Harry has had enough so he has legally fired a warning shot.
The Guardian of Britain reports why Harry is suing the mail on Sunday .
In a statement taking aim far beyond the Mail on Sunday, Harry accused tabloids of waging a “ruthless” campaign of vilification of Meghan, and comparing her treatment to that of his mother, Diana, Princess of Wales.
The timing of Harry’s intervention meant it dominated the last two days of a tour funded by the Foreign Office and designed to throw a spotlight on issues and concerns the government wished to highlight.
Palace sources indicate the timing of the announcement was based on specific legal advice. It is understood the claim was filed on Sunday 29 September, and processed by the court on Monday. The particulars of the claim would need to be served within 14 days, and within another 14 days, the claims documents would be accessible to the public.
While this may explain the timing on the announcement of legal action, it does not, however, fully explain the timing or content of Harry’s statement. I think the statement by Prince Harry goes to reinforce the suspicions and conspiratorial plots that Princess Diana may have been assassinated. However, Prince Harry has embarked on a huge legal fight. 
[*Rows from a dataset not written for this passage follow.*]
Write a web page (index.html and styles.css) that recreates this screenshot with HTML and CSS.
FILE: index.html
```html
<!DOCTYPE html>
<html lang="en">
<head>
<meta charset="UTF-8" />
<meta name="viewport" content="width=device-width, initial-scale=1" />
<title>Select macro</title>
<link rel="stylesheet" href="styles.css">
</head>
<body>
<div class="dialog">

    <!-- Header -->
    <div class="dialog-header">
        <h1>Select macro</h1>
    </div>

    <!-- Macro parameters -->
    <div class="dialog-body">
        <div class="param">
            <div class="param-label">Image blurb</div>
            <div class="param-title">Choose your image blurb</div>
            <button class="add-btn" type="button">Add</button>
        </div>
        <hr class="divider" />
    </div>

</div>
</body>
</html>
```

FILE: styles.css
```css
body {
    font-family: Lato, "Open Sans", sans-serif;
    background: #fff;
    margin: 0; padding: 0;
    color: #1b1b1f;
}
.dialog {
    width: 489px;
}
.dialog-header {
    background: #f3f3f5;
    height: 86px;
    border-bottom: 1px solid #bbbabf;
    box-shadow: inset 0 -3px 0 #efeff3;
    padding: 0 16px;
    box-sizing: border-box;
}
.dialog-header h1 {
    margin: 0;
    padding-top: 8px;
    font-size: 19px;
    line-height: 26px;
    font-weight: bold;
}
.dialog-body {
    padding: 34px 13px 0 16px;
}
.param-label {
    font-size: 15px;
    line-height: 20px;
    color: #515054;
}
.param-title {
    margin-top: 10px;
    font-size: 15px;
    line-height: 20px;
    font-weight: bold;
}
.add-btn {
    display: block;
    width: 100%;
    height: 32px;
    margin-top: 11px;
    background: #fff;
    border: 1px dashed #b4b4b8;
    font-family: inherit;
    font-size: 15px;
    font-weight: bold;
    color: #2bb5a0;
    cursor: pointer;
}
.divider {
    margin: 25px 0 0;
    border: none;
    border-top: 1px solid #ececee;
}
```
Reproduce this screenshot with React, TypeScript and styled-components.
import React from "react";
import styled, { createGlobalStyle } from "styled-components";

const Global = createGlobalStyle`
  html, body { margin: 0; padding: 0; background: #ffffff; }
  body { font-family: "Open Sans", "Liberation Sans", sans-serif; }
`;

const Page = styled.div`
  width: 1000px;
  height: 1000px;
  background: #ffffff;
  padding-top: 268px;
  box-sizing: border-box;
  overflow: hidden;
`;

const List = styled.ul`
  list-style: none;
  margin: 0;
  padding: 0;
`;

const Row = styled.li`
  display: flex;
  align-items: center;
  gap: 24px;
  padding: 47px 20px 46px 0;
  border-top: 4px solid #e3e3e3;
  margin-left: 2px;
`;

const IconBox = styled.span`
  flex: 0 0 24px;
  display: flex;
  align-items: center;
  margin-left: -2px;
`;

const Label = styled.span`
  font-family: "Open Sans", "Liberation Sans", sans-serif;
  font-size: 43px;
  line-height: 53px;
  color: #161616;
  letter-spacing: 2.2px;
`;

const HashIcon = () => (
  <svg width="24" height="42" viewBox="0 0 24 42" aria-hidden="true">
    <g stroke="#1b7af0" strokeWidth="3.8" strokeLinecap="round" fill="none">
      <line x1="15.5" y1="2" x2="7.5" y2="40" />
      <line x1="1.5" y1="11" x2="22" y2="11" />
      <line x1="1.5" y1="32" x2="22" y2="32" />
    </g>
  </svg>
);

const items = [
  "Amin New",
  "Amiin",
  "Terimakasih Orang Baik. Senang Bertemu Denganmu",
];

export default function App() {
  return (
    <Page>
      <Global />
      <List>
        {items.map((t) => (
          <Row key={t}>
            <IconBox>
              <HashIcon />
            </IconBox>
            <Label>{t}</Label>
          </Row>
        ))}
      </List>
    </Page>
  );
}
The law firm Schillings he hired, acting for the Duchess, has filed a high court claim against the paper and its parent company – Associated Newspapers – over the alleged misuse of private information, infringement of copyright and breach of the Data Protection Act 2018.
Harry has also accused the paper of misleading readers by strategically omitting paragraphs, sentences and specific words – “to mask the lies they had perpetrated for over a year”. The newspaper denies this.
“The paparazzi in Diana’s day wanted to elicit a negative reaction, wanted her to burst into tears or lash out,” said Stephen Bates, author of Royalty Inc. “I think the coverage has been pretty snippy about Meghan, sometimes with reasonable cause, private jets and all that. But she is in no way comparable to Diana, because she has been much better shielded, and she’s in a much less vulnerable position, and a much less vulnerable person.”
PR consultant Mark Borkowski said the statement risked the pair being “a little too open about what they think about the media”.
“The royals normally keep the media at arm’s length but this is not an arm’s length move. Harry is determined not to play the media game. There is no charm left, this is an open declaration of war,” he told PA. “He has drawn a line in the sand and that line has been crossed. There will be a lot of people who support him, but he will also be losing a lot of friends.”
It is not the first time Harry has moved to defend Meghan’s over her treatment by the media, so recalls the British Guardian newspaper. 
The Guardian reports that in November 2016, he confirmed he was dating the US actor and lashed out at the “wave of abuse and harassment” she had faced from publications.
His communications secretary Jason Knauf outlined the difficulties Meghan had experienced since news of their relationship broke in a statement which said she had been “subject to a wave of abuse and harassment”.
This litigation certainly would shake the table, as it were.